I am calling out SNPs from a high coverage (> 20fold) 75bp paired-end, > 400 million reads data set.
I have used a standard BWA>MARK/REMOVE DUPLICARES (PICARD)>SAMTools flowthrough.
My samtools mpileup command line is:
samtools mpileup -uf genome.fa input-1.bam input-2.bam | bcftools view -bvcg -.> output.bcf
bcftools view output.bcf | vcfutils.pl varFilter -D100 > varflt.vcf
I did however realize that for high coverage,I should use the variable -S.
My question is, is -D100 an ideal threshold? Regarding -S, what's an appropriate/standard value?
Many thanks.
The thing to be clear about is that any position that exceeds the coverage of '-D' will be excluded from the results. When i run variant detection i usually set '-D' to be 3-5x the mean depth of coverage for the genome. This seems to work well, but still excludes areas where there is artificially high coverage.
Not sure what you mean about '-S'? For which, program?
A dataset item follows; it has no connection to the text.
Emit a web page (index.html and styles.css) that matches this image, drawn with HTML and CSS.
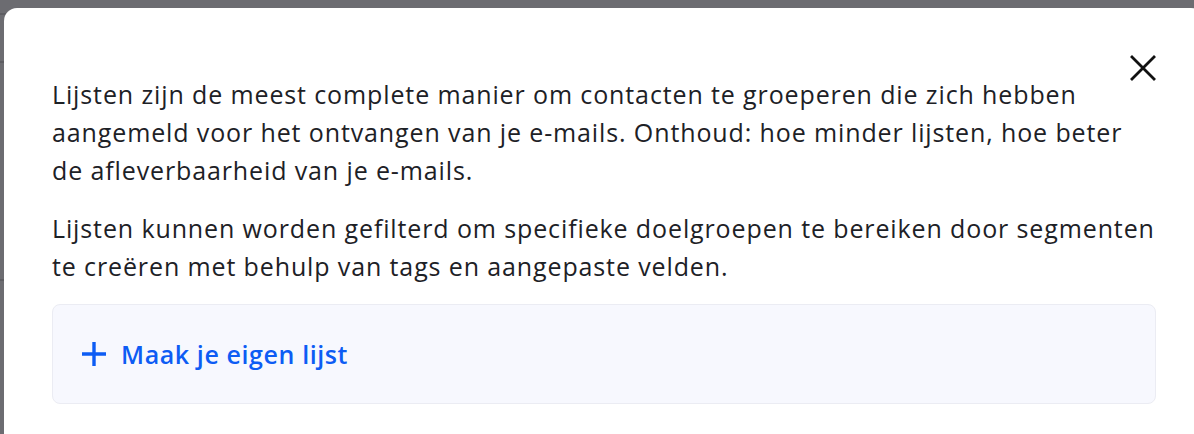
FILE: index.html
```html
<!DOCTYPE html>
<html lang="nl">
<head>
<meta charset="utf-8">
<title>Lijsten</title>
<link rel="stylesheet" href="styles.css">
</head>
<body>
<div class="backdrop">
  <div class="backdrop-line line-a"></div>
  <div class="backdrop-line line-b"></div>
  <div class="backdrop-line line-c"></div>
  <div class="modal">
    <div class="modal-header">
      <button class="close" aria-label="Sluiten">
        <svg width="26" height="26" viewBox="0 0 26 26" fill="none" stroke="#111" stroke-width="2.8" stroke-linecap="square">
          <path d="M2 2 L24 24 M24 2 L2 24"/>
        </svg>
      </button>
    </div>
    <p class="text">
      <span class="line">Lijsten zijn de meest complete manier om contacten te groeperen die zich hebben</span>
      <span class="line">aangemeld voor het ontvangen van je e-mails. Onthoud: hoe minder lijsten, hoe beter</span>
      <span class="line">de afleverbaarheid van je e-mails.</span>
    </p>
    <p class="text second">
      <span class="line">Lijsten kunnen worden gefilterd om specifieke doelgroepen te bereiken door segmenten</span>
      <span class="line">te creëren met behulp van tags en aangepaste velden.</span>
    </p>
    <div class="card">
      <svg class="plus" width="24" height="24" viewBox="0 0 24 24" fill="none" stroke="#0d5cf4" stroke-width="3.4">
        <path d="M12 0 V24 M0 12 H24"/>
      </svg>
      <span class="card-label">Maak je eigen lijst</span>
    </div>
  </div>
</div>
</body>
</html>
```
FILE: styles.css
```css
html, body {
  margin: 0;
  padding: 0;
  height: 100%;
  overflow: hidden;
}
body {
  background: #6c6c71;
  font-family: "Open Sans", "Noto Sans", sans-serif;
}
.backdrop {
  position: relative;
  height: 100%;
  padding: 8px 0 0 4px;
  box-sizing: border-box;
  overflow: hidden;
}
.backdrop-line {
  position: absolute;
  left: 0;
  width: 4px;
  height: 2px;
  background: #5d5d62;
}
.line-a { top: 13px; width: 12px; }
.line-b { top: 61px; }
.line-c { top: 279px; }
.modal {
  position: relative;
  width: 1200px;
  height: 426px;
  background: #ffffff;
  border-radius: 13px 13px 0 0;
  padding: 47px 48px 0 48px;
  box-sizing: border-box;
}
.modal-header {
  display: flex;
  justify-content: flex-end;
  height: 20px;
}
.close {
  background: none;
  border: 0;
  padding: 0;
  margin: 0;
  width: 26px;
  height: 26px;
  cursor: pointer;
  line-height: 0;
}
.text {
  margin: 0;
  font-size: 25px;
  line-height: 38px;
  color: #1d2126;
  letter-spacing: 0.88px;
}
.line {
  display: block;
  white-space: nowrap;
}
.second {
  margin-top: 20px;
}
.card {
  margin-top: 19px;
  height: 100px;
  box-sizing: border-box;
  border: 1px solid #ebecf3;
  border-radius: 8px;
  background: #f7f8fe;
  display: flex;
  align-items: center;
  padding-left: 29px;
  gap: 15px;
}
.plus {
  flex: none;
}
.card-label {
  font-size: 25px;
  font-weight: 600;
  color: #0d5cf4;
  line-height: 38px;
  letter-spacing: 0.6px;
}
```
Thanks, got a clear idea regarding -D.
-S is strand bias p-value in bcftools. I want to add this flag in: bcftools view *.bcf | vcfutils.pl varFilter -D1000(or another value -S (which value???) > output.vcf
Since -S is a p-value, I assume 0.05-0.1 would be reasonable, but want to make sure.
Thanks.
As Ian answered I would set -D to be 3-5 times of the mean coverage. I usually keep it 3X. This way you would discard false postitive SNPs resulting in the CNV regions OR highly similiar regions like paralogs. -S is a p-value but I usually dont care a much about it and use a very low cut off .0001. There have been many papers those have used the same p-value for strand bias.
Thanks, got a clear idea regarding -D. -S is strand bias p-value in bcftools. I want to add this flag in: bcftools view *.bcf | vcfutils.pl varFilter -D1000(or another value -S (which value???) > output.vcf Since -S is a p-value, I assume 0.05-0.1 would be reasonable, but want to make sure. Thanks.